The Triumph Street Triple R is a beautifully crafted and well presented motorcycle. Some components, for example the mirrors, are a bit cheap and fitted to help keep the bike affordable. General build quality and finish are excellent. I really like the textured matte finish of the frame and swingarm with cool little shiny flecks embedded in the finish. The components look well thought-out and have a nice finish to them. I can't comment on reliability as I have done just 2000 miles trouble free miles since taking ownership 5 weeks ago.
Insurance is reasonable for this machine. I've been pleasantly surprised by the fuel consumption. I usually ride her for 3 to 7 hours on varied A-roads and better B-roads observing speed limits on straight sections instead seeking out twisty bits where I give her the beans. So far she's been returning 55-57 mph. I check fuel economy on every refill and calculations have always agreed with the bike's computer. I'll run decent Pirelli's on her, that's going to add up over my typical 12,000 annual miles. I bought this bike at 1 year old with one owner, in terms of value for money I'd rate this bike as excellent. You get a lot of motorcycle for your cash.
The bike comes with sports Pirellis that really work well with this bike giving smooth, quick corner entry with lots of grip and feedback. The instruments are quite nice with an easy to operate multi-function computer. The funky blue gear change lights a cool if you like that sort of thing. Digital speedo is very easy to read as if the analogue tacho. Gear position indicator and fuel gauge are nice to have. I haven't fiddled with the fully adjustable forks and shocks yet but wonder whether rebound/comp setting will offer much real adjustment since they top drawer equipment.

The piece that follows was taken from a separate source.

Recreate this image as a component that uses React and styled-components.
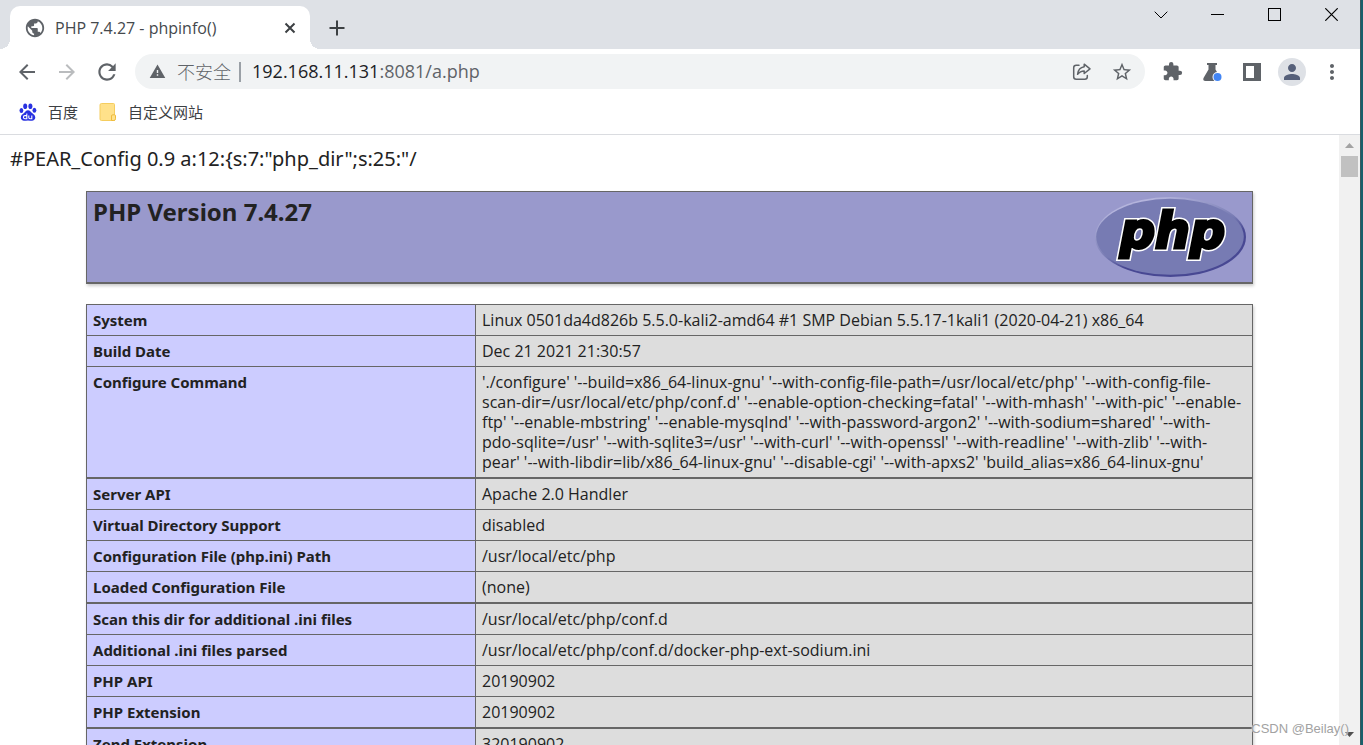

Time and twiddling will tell. Much of the rest is pretty standard fair that works well enough. The mirrors are pretty awful, very little adjustment, move about at higher speeds and obscured by elbows. A glance won't do you need to move your head quite a bit to get a decent view, easily changeable for prettier one that don't look like MM's ears.
Well, I rode many bikes & multiple varieties & styles to make sure that the Street Triple R was exactly what I wanted. Yamaha FZ-09, Ducati Panigale 899, Suzuki GSX-R750, all spent time with me. But, at the end of the day, I could not find better ergos, a better ride, more flickability, nor a better connection better bike & rider. I've ridden over 3,000 miles in a month and 1/2 & love it more than when I first got it! As my riding skills improve, and, my confidence increases, I find that the bike has been waiting for me to get there! An always willing partner, ready for the next curve, I find that the build quality is exceptional, the mechanicals are very robust, the balance is perfect and 'stock' exceeds expectations! Very forgiving, yet, surgical instrument precise in any manuever- it's light weight deceives due to the great ride control from the adjustable suspesion. Brakes that can stop time & warp space and acceleration that piles on revs almost out of control over 6,000 RPM's. Yet, between 3,500 - 6,000 RPM's it is very docile, allowing even a newer rider to develop skills easily & gain confidence over time. The exhaust note is enjoyable, until the throttle is cranked wide open, where it growls with a mixture of intake, valve whir & an oly 3 cylider exhaust sound creates pleasure & an adrenyline rush- every time, without fail. Who cares what it looks like? Naked- so what? "Beaker" headlights with a Fly Screen cap?- they shine wide & far. I can never see the bike while I ride, and, the ride is so outstanding- I can barely see the bike when I get off of it. If it's about the ride, and, you aren't making a statement, try it- nothing else even comes close. Promise.
I currently own the standard version, having owned the last 2 versions. It is most definitely the best version so far. The styling has improved as has the equipment levels and fuel economy (about 5mpg more). If I were to be really critical - the fuel countdown is not accurate - says no fuel left when there is a full litre. In the rain you get totally drenched at the back as the water collects behind you on the seat. I have a rear hugger and would sum it up as a waste of plastic. On the plus side it is a brilliant bike! I do big motorway miles and get 55mpg. It is comfortable for 6 hours in the saddle. It is smoother than the last model which I though a bit snatchy. I test rode the R and thought the brakes were phenomenal. I couldn't justify the additional cost thought. Very pleased with my standard. ;-)
Actually owning, riding and living with this bike you can only rate it as a 5 star bike, the only thing id knock it for is value as its pricey but for good reason its a masterpiece. To moan or lower your review on its new headlights or exhaust is just stupidity that is not how to review a bike if you personally don't like the looks that doesn't make it any less of a great bike! put simply everything the old bike was but just that bit better
What can be said about this bike that hasnt been said already??? Just traded in a sprint st1050 and can honestly say no noticable loss in power, despite being smaller engine the lack of weight means the bike picks up speed so rapidly, even in 6th at 30mph! the only down side is that I had no extras on the bike, but that can be a work in progress.
This my third Street Triple. I bought a new 2013 model three months ago. The bike has left me stranded twice with immobiliser issues. Now all the electrics have been changed by the dealer, so will see what happens but have zero confidence in the brand now; very disappointing. Would be unlikely to buy Triumph again sadly.
Have it for about 1500 miles now. I enjoy every minute. Shame the tires are more suited for dry and warm condition and it shame to swap brand new for something more wet-reliable but overall bike is a spot on. Very good acceleration and handling like a dream. I don't think there is any bike within range of class and/or money which can be competition to STR.